Given exercise →
Would you transcribe the listing that follows, character for character, and omit its images?

start Information provided

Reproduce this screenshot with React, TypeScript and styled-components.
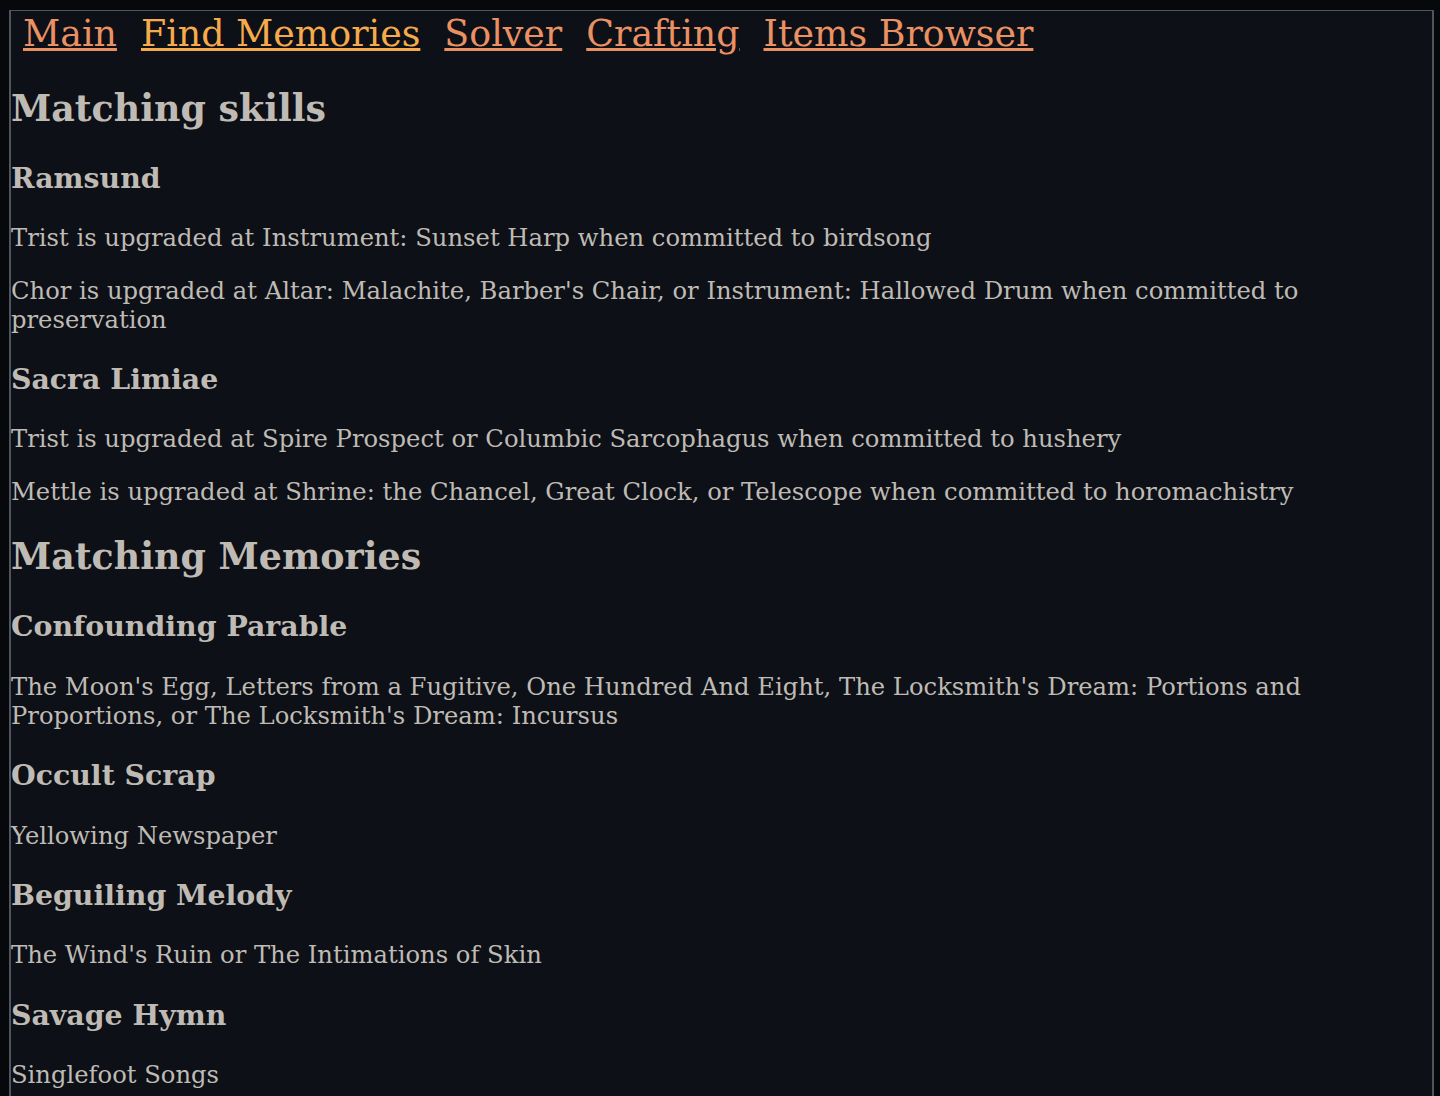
import React from 'react';
import styled, { createGlobalStyle } from 'styled-components';

const GlobalStyle = createGlobalStyle`
    html {
        background: #07080b;
    }
    body {
        margin: 10px 6px 0 9px;
        font-family: "DejaVu Serif", serif;
        font-size: 24.25px;
        color: #bfbbb4;
    }
`

const links = [
    { label: 'Main', active: false },
    { label: 'Find Memories', active: true },
    { label: 'Solver', active: false },
    { label: 'Crafting', active: false },
    { label: 'Items Browser', active: false },
];

const skills = [
    {
        name: 'Ramsund',
        lines: [
            'Trist is upgraded at Instrument: Sunset Harp when committed to birdsong',
            "Chor is upgraded at Altar: Malachite, Barber's Chair, or Instrument: Hallowed Drum when committed to preservation",
        ],
    },
    {
        name: 'Sacra Limiae',
        lines: [
            'Trist is upgraded at Spire Prospect or Columbic Sarcophagus when committed to hushery',
            'Mettle is upgraded at Shrine: the Chancel, Great Clock, or Telescope when committed to horomachistry',
        ],
    },
];

const memories = [
    {
        name: 'Confounding Parable',
        text: "The Moon's Egg, Letters from a Fugitive, One Hundred And Eight, The Locksmith's Dream: Portions and Proportions, or The Locksmith's Dream: Incursus",
    },
    { name: 'Occult Scrap', text: 'Yellowing Newspaper' },
    { name: 'Beguiling Melody', text: "The Wind's Ruin or The Intimations of Skin" },
    { name: 'Savage Hymn', text: 'Singlefoot Songs' },
];

const App = () => {
    return (
        <>
            <GlobalStyle />
            <Page>
                <Nav>
                    {links.map((l) => (
                        <NavLink key={l.label} href="#" active={l.active}>
                            {l.label}
                        </NavLink>
                    ))}
                </Nav>
                <SectionTitle>Matching skills</SectionTitle>
                {skills.map((s) => (
                    <div key={s.name}>
                        <ItemTitle>{s.name}</ItemTitle>
                        {s.lines.map((line) => (
                            <Text key={line}>{line}</Text>
                        ))}
                    </div>
                ))}
                <SectionTitle>Matching Memories</SectionTitle>
                {memories.map((m) => (
                    <div key={m.name}>
                        <ItemTitle>{m.name}</ItemTitle>
                        <Text>{m.text}</Text>
                    </div>
                ))}
            </Page>
        </>
    );
};

const Page = styled.div`
    background: #0d1017;
    border: 1px solid #50545c;
    border-left-width: 2px;
    border-right-width: 2px;
    border-bottom: none;
    min-height: 1200px;
`

const Nav = styled.nav`
    display: flex;
    gap: 24px;
    padding: 1.5px 12px 0;
    margin-bottom: 33px;
`

const NavLink = styled.a<{ active: boolean }>`
    font-size: 1.5em;
    line-height: 42px;
    color: ${({ active }) => (active ? '#f5aa4b' : '#ea9163')};
    text-decoration: underline;
`

const SectionTitle = styled.h1`
    font-size: 1.5em;
    line-height: 42px;
    font-weight: bold;
    margin: 30.5px 0 32px;
`

const ItemTitle = styled.h3`
    font-size: 1.17em;
    line-height: 33px;
    font-weight: bold;
    margin: 29.25px 0 28.5px;
`

const Text = styled.p`
    line-height: 29px;
    margin: 23.5px 0;
`

export default App;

end Information provided

Problem solution →
Reproduce this screenshot with React, TypeScript and styled-components.
import React from 'react';
import styled, { createGlobalStyle } from 'styled-components';

const GlobalStyle = createGlobalStyle`
    html {
        background: #07080b;
    }
    body {
        margin: 10px 6px 0 9px;
        font-family: "DejaVu Serif", serif;
        font-size: 24.25px;
        color: #bfbbb4;
    }
`

const links = [
    { label: 'Main', active: false },
    { label: 'Find Memories', active: true },
    { label: 'Solver', active: false },
    { label: 'Crafting', active: false },
    { label: 'Items Browser', active: false },
];

const skills = [
    {
        name: 'Ramsund',
        lines: [
            'Trist is upgraded at Instrument: Sunset Harp when committed to birdsong',
            "Chor is upgraded at Altar: Malachite, Barber's Chair, or Instrument: Hallowed Drum when committed to preservation",
        ],
    },
    {
        name: 'Sacra Limiae',
        lines: [
            'Trist is upgraded at Spire Prospect or Columbic Sarcophagus when committed to hushery',
            'Mettle is upgraded at Shrine: the Chancel, Great Clock, or Telescope when committed to horomachistry',
        ],
    },
];

const memories = [
    {
        name: 'Confounding Parable',
        text: "The Moon's Egg, Letters from a Fugitive, One Hundred And Eight, The Locksmith's Dream: Portions and Proportions, or The Locksmith's Dream: Incursus",
    },
    { name: 'Occult Scrap', text: 'Yellowing Newspaper' },
    { name: 'Beguiling Melody', text: "The Wind's Ruin or The Intimations of Skin" },
    { name: 'Savage Hymn', text: 'Singlefoot Songs' },
];

const App = () => {
    return (
        <>
            <GlobalStyle />
            <Page>
                <Nav>
                    {links.map((l) => (
                        <NavLink key={l.label} href="#" active={l.active}>
                            {l.label}
                        </NavLink>
                    ))}
                </Nav>
                <SectionTitle>Matching skills</SectionTitle>
                {skills.map((s) => (
                    <div key={s.name}>
                        <ItemTitle>{s.name}</ItemTitle>
                        {s.lines.map((line) => (
                            <Text key={line}>{line}</Text>
                        ))}
                    </div>
                ))}
                <SectionTitle>Matching Memories</SectionTitle>
                {memories.map((m) => (
                    <div key={m.name}>
                        <ItemTitle>{m.name}</ItemTitle>
                        <Text>{m.text}</Text>
                    </div>
                ))}
            </Page>
        </>
    );
};

const Page = styled.div`
    background: #0d1017;
    border: 1px solid #50545c;
    border-left-width: 2px;
    border-right-width: 2px;
    border-bottom: none;
    min-height: 1200px;
`

const Nav = styled.nav`
    display: flex;
    gap: 24px;
    padding: 1.5px 12px 0;
    margin-bottom: 33px;
`

const NavLink = styled.a<{ active: boolean }>`
    font-size: 1.5em;
    line-height: 42px;
    color: ${({ active }) => (active ? '#f5aa4b' : '#ea9163')};
    text-decoration: underline;
`

const SectionTitle = styled.h1`
    font-size: 1.5em;
    line-height: 42px;
    font-weight: bold;
    margin: 30.5px 0 32px;
`

const ItemTitle = styled.h3`
    font-size: 1.17em;
    line-height: 33px;
    font-weight: bold;
    margin: 29.25px 0 28.5px;
`

const Text = styled.p`
    line-height: 29px;
    margin: 23.5px 0;
`

export default App;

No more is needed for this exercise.